Yes, it's pretty awesome; but don't let me give you the wrong impression. First, I wouldn't say most SF guys prefer overweight chicks, just some. Like our good friend, who is very handsome, and successful in his post-SF career; but he wouldn't even look at normal-sized girls in college.

My husband, OTOH, doesn't prefer overweight, but he was willing to accept some excess weight on a woman who is smart, relatively sane, warm-hearted, and desiring the leadership of her husband. I'm currently working out like the dickens to add "hot babe" to that list, because it will make him happy. (As for fitness model, maybe you're thinking of Spacebunny. I used to be a competitive athlete in superlative shape, but that ended with an injury. I've been fighting some excess weight ever since.)

And, no, I've never saved my husband from a serial killer (LOL) with my band of cats (double-LOL), but I did stand up for him once in a really nasty situation that involved several liters of alcohol and a lot of stitches.

Stickwick said...

Apparently we've both been laboring under the false assumption that "Pour Some Sugar on Me" was just poetic license.

Mike M. said...

You throw the specially trained attack cats at the serial killer as a distraction, then use your carefully honed donut-fu combat skills to defeat him. :-)

Anonymous said...

To know then what I know now LOL.

Carlotta

Anonymous said...

Mike, excellent. You mind if I steal that from you...I have an idea in mind for some chick lit I am going to write. It is going to be HUGE!

Stickwick, Gotcha, sounds like a good guy! Pretty much same here. Ohhh, so you have had some adventures. Fun!


In more news, I decided to run a test to see if I am reading things wrong in my own marriage. I decided to eat some cookies in front of my Husband and see if he got turned on.

He sighed, asked me if I was still doing paleo and then calculated the calories and told me my P90x for today was only going to cover about three of those suckers.

What the hell? The book said he would be in throes of passion by cookie number two. Maybe I should have used donuts.

Carlotta

Lucas said...

Twilight serves the female fantisy bkz it has dominant males. Period.

John Robie said...

I came for the ASCII pr0n, I stayed for the Twilight bashing. GG.

Wendy said...

It'd be funny to write some chic lit fully tongue in cheek and have it taken seriously and take off in popularity.

Anonymous said...

You are forgetting the #1 rule about eating cookies...the milk.

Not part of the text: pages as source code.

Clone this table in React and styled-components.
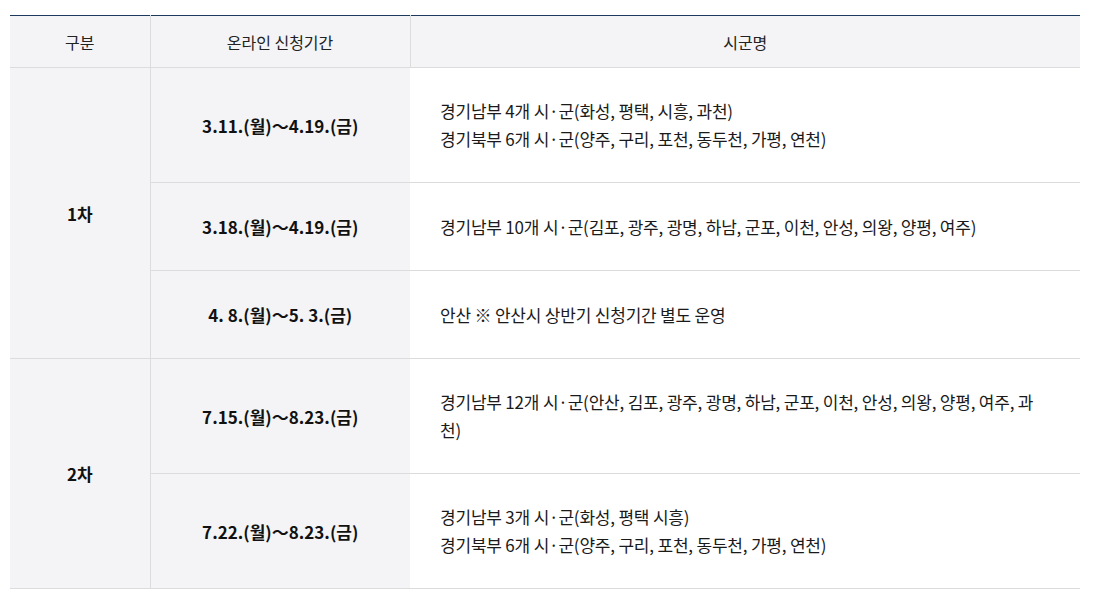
import React from 'react';
import styled, { createGlobalStyle } from 'styled-components';

const GlobalStyle = createGlobalStyle`
  html, body {
    margin: 0;
    padding: 0;
    background: #fff;
  }
  body {
    font-family: "Noto Sans CJK KR", "Noto Sans", sans-serif;
    color: #111;
  }
`;

const Wrap = styled.div`
  padding: 15px 14px 0 10px;
`;

const Table = styled.table`
  width: 1070px;
  border-collapse: collapse;
  table-layout: fixed;
  border-top: 1px solid #1c3a5e;
`;

const HeadCell = styled.th`
  height: 51px;
  padding: 0;
  background: #f4f4f6;
  font-size: 16px;
  font-weight: 400;
  color: #222;
  text-align: center;
  border-bottom: 1px solid #dcdcdc;
  border-left: 1px solid #dcdcdc;
  &:first-child {
    border-left: none;
  }
`;

const GroupCell = styled.td`
  background: #f4f4f6;
  font-size: 17px;
  font-weight: 700;
  text-align: center;
  vertical-align: middle;
  border-bottom: 1px solid #dcdcdc;
  padding: 0;
`;

const DateCell = styled.td`
  height: ${p => p.$h}px;
  background: #f4f4f6;
  font-size: 17px;
  font-weight: 700;
  text-align: center;
  vertical-align: middle;
  border-bottom: 1px solid #dcdcdc;
  border-left: 1px solid #dcdcdc;
  padding: 0;
  white-space: nowrap;
`;

const CityCell = styled.td`
  font-size: 17px;
  letter-spacing: -0.2px;
  line-height: 28px;
  color: #1a1a1a;
  vertical-align: middle;
  border-bottom: 1px solid #dcdcdc;
  padding: 0 40px 0 30px;
`;

const rows = [
  {
    group: '1차',
    span: 3,
    items: [
      { date: '3.11.(월)～4.19.(금)', h: 114, lines: ['경기남부 4개 시·군(화성, 평택, 시흥, 과천)', '경기북부 6개 시·군(양주, 구리, 포천, 동두천, 가평, 연천)'] },
      { date: '3.18.(월)～4.19.(금)', h: 87, lines: ['경기남부 10개 시·군(김포, 광주, 광명, 하남, 군포, 이천, 안성, 의왕, 양평, 여주)'] },
      { date: '4. 8.(월)～5. 3.(금)', h: 87, lines: ['안산 ※ 안산시 상반기 신청기간 별도 운영'] },
    ],
  },
  {
    group: '2차',
    span: 2,
    items: [
      { date: '7.15.(월)～8.23.(금)', h: 114, lines: ['경기남부 12개 시·군(안산, 김포, 광주, 광명, 하남, 군포, 이천, 안성, 의왕, 양평, 여주, 과천)'] },
      { date: '7.22.(월)～8.23.(금)', h: 114, lines: ['경기남부 3개 시·군(화성, 평택 시흥)', '경기북부 6개 시·군(양주, 구리, 포천, 동두천, 가평, 연천)'] },
    ],
  },
];

export default function App() {
  return (
    <Wrap>
      <GlobalStyle />
      <Table>
        <colgroup>
          <col style={{ width: 140 }} />
          <col style={{ width: 260 }} />
          <col />
        </colgroup>
        <thead>
          <tr>
            <HeadCell>구분</HeadCell>
            <HeadCell>온라인 신청기간</HeadCell>
            <HeadCell>시군명</HeadCell>
          </tr>
        </thead>
        <tbody>
          {rows.map(g =>
            g.items.map((it, i) => (
              <tr key={g.group + i}>
                {i === 0 && <GroupCell rowSpan={g.span}>{g.group}</GroupCell>}
                <DateCell $h={it.h}>{it.date}</DateCell>
                <CityCell>
                  {it.lines.map((l, j) => (
                    <div key={j}>{l}</div>
                  ))}
                </CityCell>
              </tr>
            ))
          )}
        </tbody>
      </Table>
    </Wrap>
  );
}
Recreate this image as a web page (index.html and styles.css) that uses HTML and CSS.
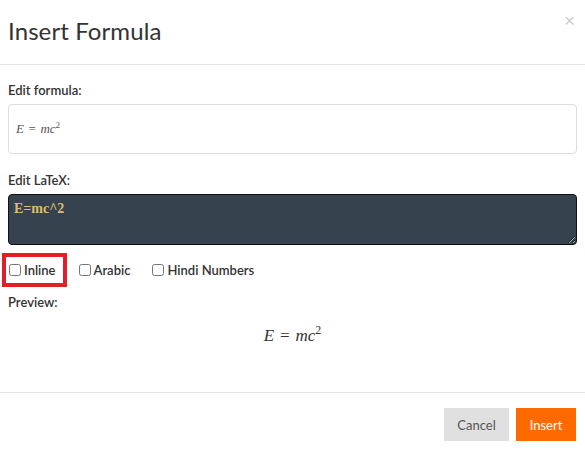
FILE: index.html
```html
<!DOCTYPE html>
<html>
<head>
<meta charset="utf-8">
<link rel="stylesheet" href="styles.css">
</head>
<body>
<div class="modal">
  <div class="modal-header">
    <h4 class="modal-title">Insert Formula</h4>
    <button class="close" type="button">×</button>
  </div>
  <div class="modal-body">
    <div class="field-label">Edit formula:</div>
    <div class="formula-box"><span class="math">E <span class="op">=</span> mc<sup>2</sup></span></div>
    <div class="field-label latex-label">Edit LaTeX:</div>
    <textarea class="latex" spellcheck="false">E=mc^2</textarea>
    <div class="options">
      <label class="opt highlight"><input type="checkbox">Inline</label>
      <label class="opt"><input type="checkbox">Arabic</label>
      <label class="opt"><input type="checkbox">Hindi Numbers</label>
    </div>
    <div class="field-label preview-label">Preview:</div>
    <div class="preview"><span class="math">E <span class="op">=</span> mc<sup>2</sup></span></div>
  </div>
  <div class="modal-footer">
    <button class="btn btn-cancel" type="button">Cancel</button>
    <button class="btn btn-insert" type="button">Insert</button>
  </div>
</div>
</body>
</html>
```

FILE: styles.css
```css
html, body {
  margin: 0;
  padding: 0;
  background: #fff;
}
body {
  font-family: Lato, "Open Sans", sans-serif;
  color: #333;
  font-size: 13px;
}
.modal {
  height: 453px;
  display: flex;
  flex-direction: column;
}
.modal-header {
  height: 65px;
  box-sizing: border-box;
  padding: 16px 8px 0 8px;
  border-bottom: 1px solid #e5e5e5;
  display: flex;
  justify-content: space-between;
  align-items: flex-start;
}
.modal-title {
  margin: 0;
  font-size: 24px;
  font-weight: 400;
  letter-spacing: 0.1px;
  line-height: 30px;
  color: #333;
}
.close {
  border: 0;
  background: none;
  padding: 0;
  margin: -5px 2px 0 0;
  font-family: "Liberation Sans", Arial, sans-serif;
  font-size: 19px;
  line-height: 20px;
  color: #000;
  opacity: 0.2;
  cursor: pointer;
}
.modal-body {
  flex: 1;
  padding: 16px 8px 0 8px;
  display: flex;
  flex-direction: column;
}
.field-label {
  line-height: 18px;
  font-weight: 600;
  margin-bottom: 5px;
}
.latex-label {
  margin-top: 17px;
}
.formula-box {
  height: 50px;
  box-sizing: border-box;
  border: 1px solid #ddd;
  border-radius: 4px;
  padding: 0 7px;
  display: flex;
  align-items: center;
}
.formula-box .math {
  font-size: 13px;
  color: #555;
}
.math {
  font-family: "Liberation Serif", "DejaVu Serif", serif;
  font-style: italic;
}
.math .op {
  font-style: normal;
  margin: 0 0.1em;
}
.math sup {
  font-style: normal;
  font-size: 0.7em;
  line-height: 0;
  vertical-align: 0.55em;
}
.latex {
  display: block;
  box-sizing: border-box;
  width: 100%;
  height: 51px;
  margin: 0;
  padding: 6px 5px;
  background: #36424d;
  border: 1px solid #111;
  border-radius: 4px;
  color: #dcbb74;
  font-family: "Liberation Serif", "Times New Roman", serif;
  font-weight: 700;
  font-size: 14px;
  line-height: 16px;
  resize: vertical;
  outline: none;
}
.options {
  display: flex;
  align-items: center;
  margin-top: 12px;
  height: 26px;
}
.opt {
  display: inline-flex;
  align-items: center;
  font-weight: 600;
  line-height: 18px;
  margin-right: 22px;
  white-space: nowrap;
}
.opt input {
  width: 12px;
  height: 12px;
  margin: 0 3px 0 0;
}
.highlight {
  margin-left: -2px;
  padding: 4px 7px 4px 3px;
  outline: 4px solid #e21f26;
  margin-right: 16px;
}
.preview-label {
  margin-top: 10px;
}
.preview {
  margin-top: 10px;
  text-align: center;
  line-height: 20px;
}
.preview .math {
  font-size: 17px;
  color: #333;
}
.modal-footer {
  border-top: 1px solid #e5e5e5;
  padding: 15px 9px 12px 8px;
  display: flex;
  justify-content: flex-end;
  gap: 7px;
}
.btn {
  height: 33px;
  border: 0;
  border-radius: 0;
  font-family: Lato, "Open Sans", sans-serif;
  font-size: 13px;
  padding: 0 12px;
  cursor: pointer;
}
.btn-cancel {
  width: 65px;
  background: #e0e0e0;
  color: #555;
}
.btn-insert {
  width: 60px;
  background: #ff6a00;
  color: #fff;
}
```
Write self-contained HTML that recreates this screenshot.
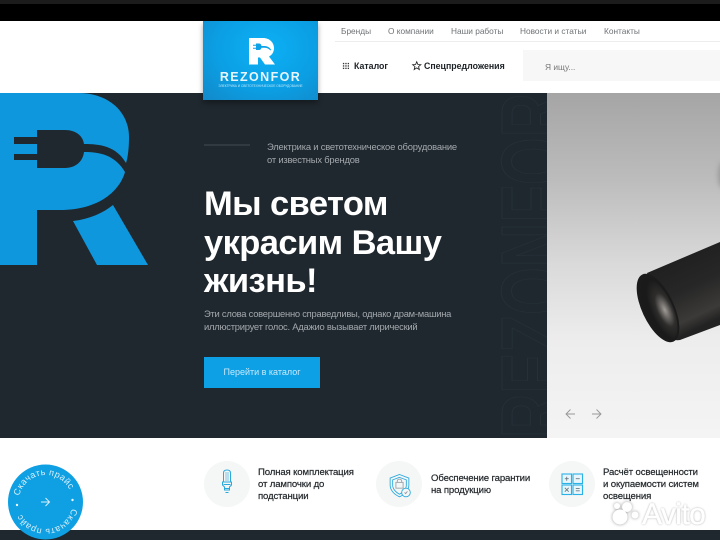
<!DOCTYPE html>
<html lang="ru"><head><meta charset="utf-8"><title>Rezonfor</title>
<style>
*{margin:0;padding:0;box-sizing:border-box}
html,body{width:720px;height:540px;overflow:hidden;background:#fff;font-family:"Liberation Sans","DejaVu Sans",sans-serif}
.a{position:absolute;white-space:nowrap}
#p{position:relative;width:720px;height:540px;overflow:hidden;background:#fff}
.n{top:25px;font-size:8.3px;color:#6f7376;line-height:12px}
.f{font-size:9.6px;letter-spacing:-.14px;line-height:12px;color:#23282c;font-weight:400;-webkit-text-stroke:.2px #23282c}
.h{font-size:9.4px;letter-spacing:-.24px;line-height:13.6px;color:#a4a9ad}
.c{border-radius:50%;background:#f5f6f6;width:46px;height:46px;top:461px}
svg{position:absolute;overflow:visible}
</style></head><body><div id="p">
<div class="a" style="left:0;top:0;width:720px;height:21px;background:#000"></div>
<div class="a" style="left:0;top:0;width:720px;height:4px;background:#1c1c1c"></div>
<div class="a" style="left:0;top:93px;width:720px;height:345px;background:#1f282f"></div>
<div class="a" style="left:547px;top:93px;width:173px;height:345px;background:linear-gradient(180deg,#a5a5a5 0%,#bcbcbc 25%,#dadada 50%,#ededed 72%,#f4f4f4 100%)"></div>

<svg style="left:0;top:0" width="720" height="540" viewBox="0 0 720 540">
<defs><radialGradient id="g" cx=".68" cy=".55" r=".5"><stop offset="0" stop-color="#a09b96"/><stop offset=".25" stop-color="#6b6865"/><stop offset=".55" stop-color="#2e2d2c"/><stop offset="1" stop-color="#1a1a1a"/></radialGradient>
<linearGradient id="t" x1="0" y1="0" x2=".35" y2="1"><stop offset="0" stop-color="#1a1a1b"/><stop offset=".6" stop-color="#272727"/><stop offset=".88" stop-color="#3c3a38"/><stop offset="1" stop-color="#222"/></linearGradient>
<clipPath id="cw"><rect x="490" y="93" width="57" height="345"/></clipPath>
<clipPath id="cr"><rect x="547" y="93" width="173" height="345"/></clipPath></defs>
<!-- big R -->
<path fill="#0f97dd" d="M0 93H78C110 93 129 113 129 137C129 148 128 157 126 163C116 146 100 144 84 144C83 136 76 130 65 130H37V137H14V144H37V154H14V160H37V168H65C76 168 83 161 84 152C100 152 115 155 125 172C120 190 100 210 60 210H37V265H0Z"/>
<path fill="#0f97dd" d="M73 221C90 219 103 213 113 205L148 265H97Z"/>
<!-- watermark -->
<g clip-path="url(#cw)"><text transform="translate(564,438) rotate(-90)" font-family="Liberation Sans" font-weight="700" font-size="90" textLength="345" lengthAdjust="spacingAndGlyphs" stroke="#263037" stroke-width="1" fill="none">REZONFOR</text></g>
<!-- lamp -->
<g clip-path="url(#cr)"><ellipse cx="724" cy="175" rx="6" ry="14" fill="#9a9a9a" style="filter:blur(2.500px)"/></g>
<path fill="url(#t)" d="M647 273L720 242V325L680 340Q668 342 660 325Z"/>
<ellipse cx="658" cy="308" rx="16" ry="37" transform="rotate(-25 658 308)" fill="#1b1b1b"/>
<ellipse cx="659" cy="309" rx="13.500" ry="33" transform="rotate(-25 659 309)" fill="url(#g)"/>
<!-- arrows -->
<g fill="none" stroke="#989898" stroke-width=".9"><path d="M575 414H566M570.500 409.500L566 414L570.500 418.500"/><path d="M592 414H601M596.500 409.500L601 414L596.500 418.500"/></g>
<line x1="204" y1="145" x2="250" y2="145" stroke="#424b52"/>
</svg>

<!-- header -->
<div class="a n" style="left:341px">Бренды</div>
<div class="a n" style="left:388px">О компании</div>
<div class="a n" style="left:451px">Наши работы</div>
<div class="a n" style="left:520px">Новости и статьи</div>
<div class="a n" style="left:604px">Контакты</div>
<div class="a" style="left:335px;top:41px;width:385px;height:1px;background:#eceded"></div>
<div class="a" style="left:523px;top:50px;width:197px;height:31px;background:#f7f7f7"></div>
<div class="a" style="left:545px;top:60.500px;font-size:8.400px;line-height:12px;color:#777">Я ищу...</div>
<div class="a" style="left:354px;top:59.500px;font-size:8.800px;line-height:13px;font-weight:700;color:#1d2226">Каталог</div>
<div class="a" style="left:424px;top:59.500px;font-size:8.800px;line-height:13px;font-weight:700;color:#1d2226">Спецпредложения</div>
<svg style="left:342px;top:61.500px" width="8" height="8" viewBox="0 0 9 9"><g fill="#333"><rect x="1" y="1" width="1.500" height="1.500"/><rect x="3.700" y="1" width="1.500" height="1.500"/><rect x="6.400" y="1" width="1.500" height="1.500"/><rect x="1" y="3.700" width="1.500" height="1.500"/><rect x="3.700" y="3.700" width="1.500" height="1.500"/><rect x="6.400" y="3.700" width="1.500" height="1.500"/><rect x="1" y="6.400" width="1.500" height="1.500"/><rect x="3.700" y="6.400" width="1.500" height="1.500"/><rect x="6.400" y="6.400" width="1.500" height="1.500"/></g></svg>
<svg style="left:411.500px;top:60.500px" width="9.500" height="9.500" viewBox="0 0 10 10"><path d="M5 .8L6.200 3.700L9.300 3.900L6.900 5.900L7.700 9L5 7.300L2.300 9L3.100 5.900L.7 3.900L3.800 3.700Z" fill="none" stroke="#222" stroke-width=".9"/></svg>

<!-- logo -->
<div class="a" style="left:203px;top:21px;width:115px;height:79px;background:radial-gradient(ellipse at 55% 35%,#0cb0f5 0%,#0b9fe4 55%,#1289c9 100%);box-shadow:0 3px 5px rgba(0,0,0,.35)"></div>
<svg style="left:203px;top:21px" width="115" height="79" viewBox="0 0 115 79">
<path fill="#fff" d="M46 17H60C67 17 71 22 71 27C71 31 69 34 66 35.500L72 43.500H62L57 36.500H55V43.500H46Z"/>
<path fill="#0ca2e8" d="M50 23.800H53V22.500H56Q58 22.500 58.500 25H62Q66 25.500 68 28.500L67.500 29.500Q65 27 62 26.800H58.500Q58 29 56 29H53V27.700H50V26.700H53V24.800H50Z"/>
</svg>
<div class="a" style="left:203px;top:70px;width:115px;text-align:center;font-size:12.500px;line-height:14px;font-weight:700;letter-spacing:1.400px;color:#e9f6fd">REZONFOR</div>
<div class="a" style="left:203px;top:83.500px;width:115px;text-align:center;font-size:3.180px;line-height:5px;color:#bfe7fa">ЭЛЕКТРИКА И СВЕТОТЕХНИЧЕСКОЕ ОБОРУДОВАНИЕ</div>

<!-- hero text -->
<div class="a h" style="left:267px;top:139.500px;letter-spacing:-.19px">Электрика и светотехническое оборудование<br>от известных брендов</div>
<div class="a" style="left:204px;top:185px;font-size:34.500px;letter-spacing:-.58px;line-height:38.500px;font-weight:700;color:#fff">Мы светом<br>украсим Вашу<br>жизнь!</div>
<div class="a h" style="left:204px;top:306.500px">Эти слова совершенно справедливы, однако драм-машина<br>иллюстрирует голос. Адажио вызывает лирический</div>
<div class="a" style="left:204px;top:357px;width:116px;height:31px;background:#0ea0e5;color:#c8e9f9;font-size:9px;line-height:31px;text-align:center">Перейти в каталог</div>

<!-- features -->
<div class="a" style="left:0;top:530px;width:720px;height:10px;background:#1f282f"></div>
<div class="a c" style="left:204px"></div>
<div class="a c" style="left:376px"></div>
<div class="a c" style="left:549px"></div>
<svg style="left:204px;top:461px" width="46" height="46" viewBox="0 0 46 46"><g fill="none" stroke="#29a9dc" stroke-width="1"><path d="M19.500 21V12Q19.500 9 23 9Q26.500 9 26.500 12V21Z"/><path d="M22 11V20M24 11V20" stroke-width=".6"/><path d="M18.500 21H27.500V24L25.500 26V29H20.500V26L18.500 24Z"/><path d="M19.500 23.500H26.500M21 27.500H25"/><path d="M21.500 31.500H24.500"/></g></svg>
<svg style="left:376px;top:461px" width="46" height="46" viewBox="0 0 46 46"><g transform="translate(23.500 25) scale(.72) translate(-23 -23)"><g fill="none" stroke="#29a9dc" stroke-width="1.200"><path d="M23 7L36 12V22C36 29 30 35 23 38C16 35 10 29 10 22V12Z"/><path d="M23 11L32.500 14.500V22C32.500 27 28 32 23 34.500C18 32 13.500 27 13.500 22V14.500Z"/></g><g fill="none" stroke="#9aa7ad" stroke-width="1.300"><rect x="18" y="18" width="10" height="8"/><path d="M20 18V16Q20 13.500 23 13.500Q26 13.500 26 16V18"/></g><circle cx="32" cy="32" r="6" fill="#f5f6f6" stroke="#29a9dc" stroke-width="1.200"/><path d="M30 32L31.500 33.500L34 30.500" fill="none" stroke="#8a979d" stroke-width="1.200"/></g></svg>
<svg style="left:549px;top:461px" width="46" height="46" viewBox="0 0 46 46"><g fill="#e8f6fc" stroke="#29b2e6" stroke-width="1.100"><rect x="13" y="13" width="9.500" height="9.500"/><rect x="24" y="13" width="9.500" height="9.500"/><rect x="13" y="24" width="9.500" height="9.500"/><rect x="24" y="24" width="9.500" height="9.500"/></g><g fill="none" stroke="#6b7a82" stroke-width=".9"><path d="M15.800 17.700H19.700M17.700 15.800V19.700M26.800 17.700H30.700M15.800 26.800L19.700 30.700M19.700 26.800L15.800 30.700M26.800 27.600H30.700M26.800 29.800H30.700"/></g></svg>
<div class="a f" style="left:258px;top:466.500px">Полная комплектация<br>от лампочки до<br>подстанции</div>
<div class="a f" style="left:431px;top:472.500px">Обеспечение гарантии<br>на продукцию</div>
<div class="a f" style="left:603px;top:466.500px">Расчёт освещенности<br>и окупаемости систем<br>освещения</div>

<!-- round badge -->
<svg style="left:0;top:460px" width="90" height="80" viewBox="0 0 90 80">
<defs><path id="r1" d="M18.500 42A27 27 0 1 1 72.500 42A27 27 0 1 1 18.500 42"/></defs>
<circle cx="45.500" cy="42" r="37.500" fill="#0fa0e3"/>
<text font-family="Liberation Sans" font-size="9" fill="#d7f0fb" letter-spacing=".4"><textPath href="#r1" startOffset="6">Скачать прайс</textPath></text>
<text font-family="Liberation Sans" font-size="9" fill="#d7f0fb" letter-spacing=".4"><textPath href="#r1" startOffset="90.800">Скачать прайс</textPath></text>
<circle cx="17" cy="45" r="1.200" fill="#e6f6fd"/><circle cx="72.500" cy="40" r="1.200" fill="#e6f6fd"/>
<path d="M41 42H49.500M45.500 38L49.500 42L45.500 46" fill="none" stroke="#d7f0fb" stroke-width="1"/>
</svg>

<!-- avito watermark -->
<svg style="left:612px;top:500px;filter:drop-shadow(0 0 1.500px rgba(0,0,0,.4))" width="30" height="30" viewBox="0 0 30 30"><g fill="#fff"><circle cx="8" cy="17" r="7.500"/><circle cx="15" cy="7" r="5"/><circle cx="23" cy="15" r="3.500"/><circle cx="5" cy="6" r="3"/></g></svg>
<div class="a" style="left:642px;top:497px;font-size:30px;line-height:36px;letter-spacing:-.6px;color:#fff;-webkit-text-stroke:.4px #fff;text-shadow:0 0 2px rgba(0,0,0,.4)">Avito</div>
</div></body></html>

Next time try pouring the milk all over your best features. Then bust out the cookies.

Anonymous said...

And that's organic milk, of course.

rationalmale said...

http://www.youtube.com/watch?v=K4uuGvmAxTI

Yep, pretty much the same formula for 50 Shades.

Anonymous said...

The problem is they want this, but they also want the right to lock you up if they happen not to be in the mood and there is no way to tell if they are in the mood reliably (and they can change their mind after).

Anonymous said...

I believe "surfeit" should be replaced by "dearth," an antonym of the former.

jay c said...

Unless it was supposed to be sarcasm. I can't tell.